## GOAL OF THE EXERCISE
Reproduce the records. Keep every word exact and include no images.

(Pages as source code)
++++
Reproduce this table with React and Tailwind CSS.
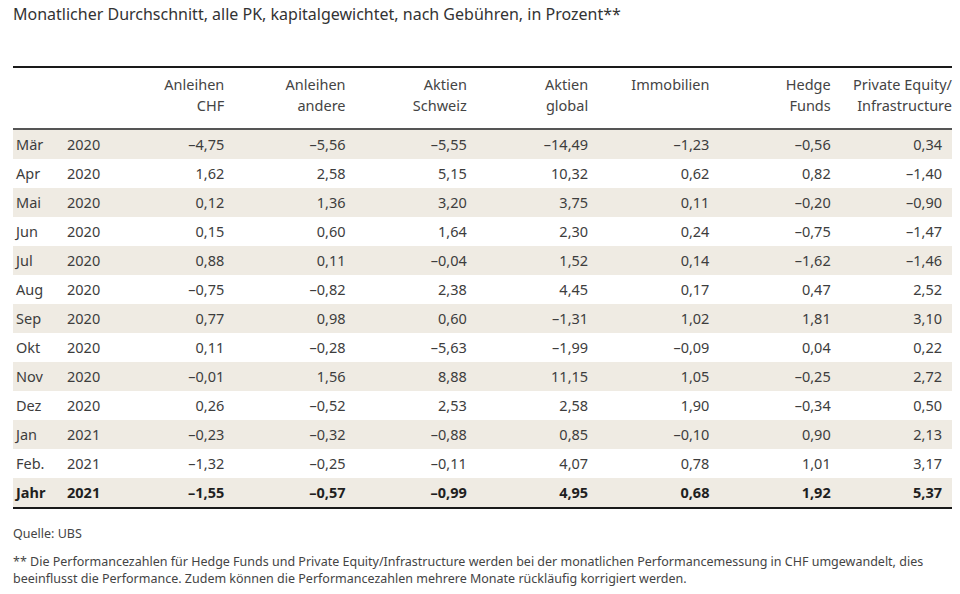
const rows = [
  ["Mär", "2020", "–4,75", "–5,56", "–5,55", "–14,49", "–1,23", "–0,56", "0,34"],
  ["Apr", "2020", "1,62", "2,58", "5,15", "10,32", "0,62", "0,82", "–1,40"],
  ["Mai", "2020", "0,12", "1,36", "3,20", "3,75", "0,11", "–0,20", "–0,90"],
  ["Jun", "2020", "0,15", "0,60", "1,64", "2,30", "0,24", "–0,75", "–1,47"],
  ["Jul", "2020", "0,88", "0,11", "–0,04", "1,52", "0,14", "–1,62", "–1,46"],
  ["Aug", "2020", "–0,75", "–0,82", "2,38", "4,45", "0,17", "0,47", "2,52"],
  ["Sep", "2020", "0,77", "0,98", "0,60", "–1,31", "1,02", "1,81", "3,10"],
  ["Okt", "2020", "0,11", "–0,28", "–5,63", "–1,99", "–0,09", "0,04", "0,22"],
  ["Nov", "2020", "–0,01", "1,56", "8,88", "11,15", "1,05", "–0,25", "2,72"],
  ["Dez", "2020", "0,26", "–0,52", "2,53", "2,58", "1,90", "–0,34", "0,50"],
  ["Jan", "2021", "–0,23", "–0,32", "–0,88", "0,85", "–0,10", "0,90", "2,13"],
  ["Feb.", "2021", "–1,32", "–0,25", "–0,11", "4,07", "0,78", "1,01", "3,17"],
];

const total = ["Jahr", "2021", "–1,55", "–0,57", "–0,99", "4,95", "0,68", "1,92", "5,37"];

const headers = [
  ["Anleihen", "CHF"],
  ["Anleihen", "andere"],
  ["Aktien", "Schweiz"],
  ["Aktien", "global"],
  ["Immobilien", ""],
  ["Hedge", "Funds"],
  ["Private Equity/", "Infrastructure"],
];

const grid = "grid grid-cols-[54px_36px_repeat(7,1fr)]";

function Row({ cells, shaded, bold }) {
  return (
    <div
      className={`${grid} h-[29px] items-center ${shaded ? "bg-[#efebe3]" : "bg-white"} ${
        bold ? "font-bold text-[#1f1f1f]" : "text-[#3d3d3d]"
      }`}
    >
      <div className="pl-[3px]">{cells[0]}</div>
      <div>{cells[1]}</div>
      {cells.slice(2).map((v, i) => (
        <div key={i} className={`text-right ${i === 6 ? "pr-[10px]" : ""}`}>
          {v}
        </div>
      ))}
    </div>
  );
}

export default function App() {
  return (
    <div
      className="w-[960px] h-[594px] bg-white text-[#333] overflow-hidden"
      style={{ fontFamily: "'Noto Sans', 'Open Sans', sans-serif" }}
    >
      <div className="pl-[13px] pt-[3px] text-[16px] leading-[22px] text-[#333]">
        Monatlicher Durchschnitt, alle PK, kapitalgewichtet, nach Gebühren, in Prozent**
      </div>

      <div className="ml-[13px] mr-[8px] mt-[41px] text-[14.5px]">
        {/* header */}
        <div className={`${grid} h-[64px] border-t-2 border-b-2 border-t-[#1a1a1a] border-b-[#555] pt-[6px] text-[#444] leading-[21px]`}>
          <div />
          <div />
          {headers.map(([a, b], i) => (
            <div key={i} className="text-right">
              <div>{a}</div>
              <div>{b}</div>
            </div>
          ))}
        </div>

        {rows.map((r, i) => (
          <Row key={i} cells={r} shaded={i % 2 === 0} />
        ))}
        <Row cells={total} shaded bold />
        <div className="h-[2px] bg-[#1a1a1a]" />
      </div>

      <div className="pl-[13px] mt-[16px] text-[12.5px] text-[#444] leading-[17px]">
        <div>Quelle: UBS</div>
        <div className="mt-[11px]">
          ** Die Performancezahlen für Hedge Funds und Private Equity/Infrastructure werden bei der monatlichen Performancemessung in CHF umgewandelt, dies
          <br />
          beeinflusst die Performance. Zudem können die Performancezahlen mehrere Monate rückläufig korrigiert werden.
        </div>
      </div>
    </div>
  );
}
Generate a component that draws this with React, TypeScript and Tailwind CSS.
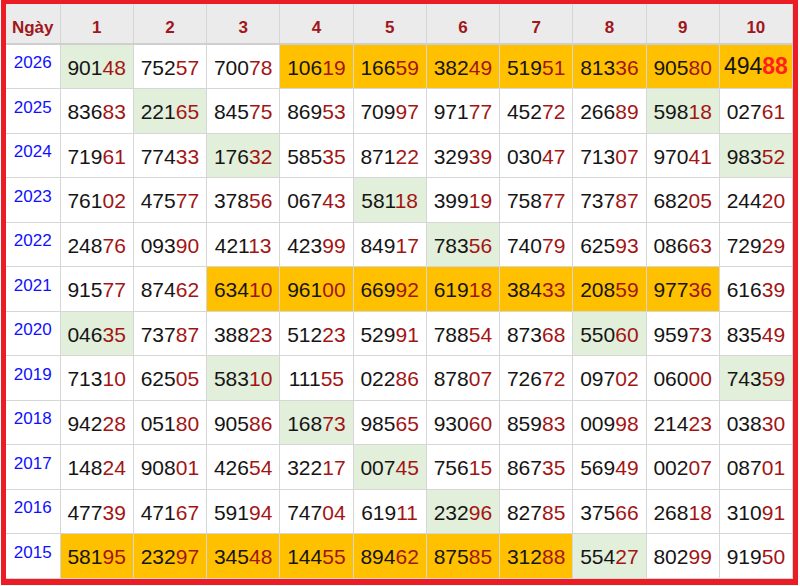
++++
## ANSWER
Reproduce this table with React and Tailwind CSS.
const rows = [
  ["Mär", "2020", "–4,75", "–5,56", "–5,55", "–14,49", "–1,23", "–0,56", "0,34"],
  ["Apr", "2020", "1,62", "2,58", "5,15", "10,32", "0,62", "0,82", "–1,40"],
  ["Mai", "2020", "0,12", "1,36", "3,20", "3,75", "0,11", "–0,20", "–0,90"],
  ["Jun", "2020", "0,15", "0,60", "1,64", "2,30", "0,24", "–0,75", "–1,47"],
  ["Jul", "2020", "0,88", "0,11", "–0,04", "1,52", "0,14", "–1,62", "–1,46"],
  ["Aug", "2020", "–0,75", "–0,82", "2,38", "4,45", "0,17", "0,47", "2,52"],
  ["Sep", "2020", "0,77", "0,98", "0,60", "–1,31", "1,02", "1,81", "3,10"],
  ["Okt", "2020", "0,11", "–0,28", "–5,63", "–1,99", "–0,09", "0,04", "0,22"],
  ["Nov", "2020", "–0,01", "1,56", "8,88", "11,15", "1,05", "–0,25", "2,72"],
  ["Dez", "2020", "0,26", "–0,52", "2,53", "2,58", "1,90", "–0,34", "0,50"],
  ["Jan", "2021", "–0,23", "–0,32", "–0,88", "0,85", "–0,10", "0,90", "2,13"],
  ["Feb.", "2021", "–1,32", "–0,25", "–0,11", "4,07", "0,78", "1,01", "3,17"],
];

const total = ["Jahr", "2021", "–1,55", "–0,57", "–0,99", "4,95", "0,68", "1,92", "5,37"];

const headers = [
  ["Anleihen", "CHF"],
  ["Anleihen", "andere"],
  ["Aktien", "Schweiz"],
  ["Aktien", "global"],
  ["Immobilien", ""],
  ["Hedge", "Funds"],
  ["Private Equity/", "Infrastructure"],
];

const grid = "grid grid-cols-[54px_36px_repeat(7,1fr)]";

function Row({ cells, shaded, bold }) {
  return (
    <div
      className={`${grid} h-[29px] items-center ${shaded ? "bg-[#efebe3]" : "bg-white"} ${
        bold ? "font-bold text-[#1f1f1f]" : "text-[#3d3d3d]"
      }`}
    >
      <div className="pl-[3px]">{cells[0]}</div>
      <div>{cells[1]}</div>
      {cells.slice(2).map((v, i) => (
        <div key={i} className={`text-right ${i === 6 ? "pr-[10px]" : ""}`}>
          {v}
        </div>
      ))}
    </div>
  );
}

export default function App() {
  return (
    <div
      className="w-[960px] h-[594px] bg-white text-[#333] overflow-hidden"
      style={{ fontFamily: "'Noto Sans', 'Open Sans', sans-serif" }}
    >
      <div className="pl-[13px] pt-[3px] text-[16px] leading-[22px] text-[#333]">
        Monatlicher Durchschnitt, alle PK, kapitalgewichtet, nach Gebühren, in Prozent**
      </div>

      <div className="ml-[13px] mr-[8px] mt-[41px] text-[14.5px]">
        {/* header */}
        <div className={`${grid} h-[64px] border-t-2 border-b-2 border-t-[#1a1a1a] border-b-[#555] pt-[6px] text-[#444] leading-[21px]`}>
          <div />
          <div />
          {headers.map(([a, b], i) => (
            <div key={i} className="text-right">
              <div>{a}</div>
              <div>{b}</div>
            </div>
          ))}
        </div>

        {rows.map((r, i) => (
          <Row key={i} cells={r} shaded={i % 2 === 0} />
        ))}
        <Row cells={total} shaded bold />
        <div className="h-[2px] bg-[#1a1a1a]" />
      </div>

      <div className="pl-[13px] mt-[16px] text-[12.5px] text-[#444] leading-[17px]">
        <div>Quelle: UBS</div>
        <div className="mt-[11px]">
          ** Die Performancezahlen für Hedge Funds und Private Equity/Infrastructure werden bei der monatlichen Performancemessung in CHF umgewandelt, dies
          <br />
          beeinflusst die Performance. Zudem können die Performancezahlen mehrere Monate rückläufig korrigiert werden.
        </div>
      </div>
    </div>
  );
}
Generate a component that draws this with React, TypeScript and Tailwind CSS.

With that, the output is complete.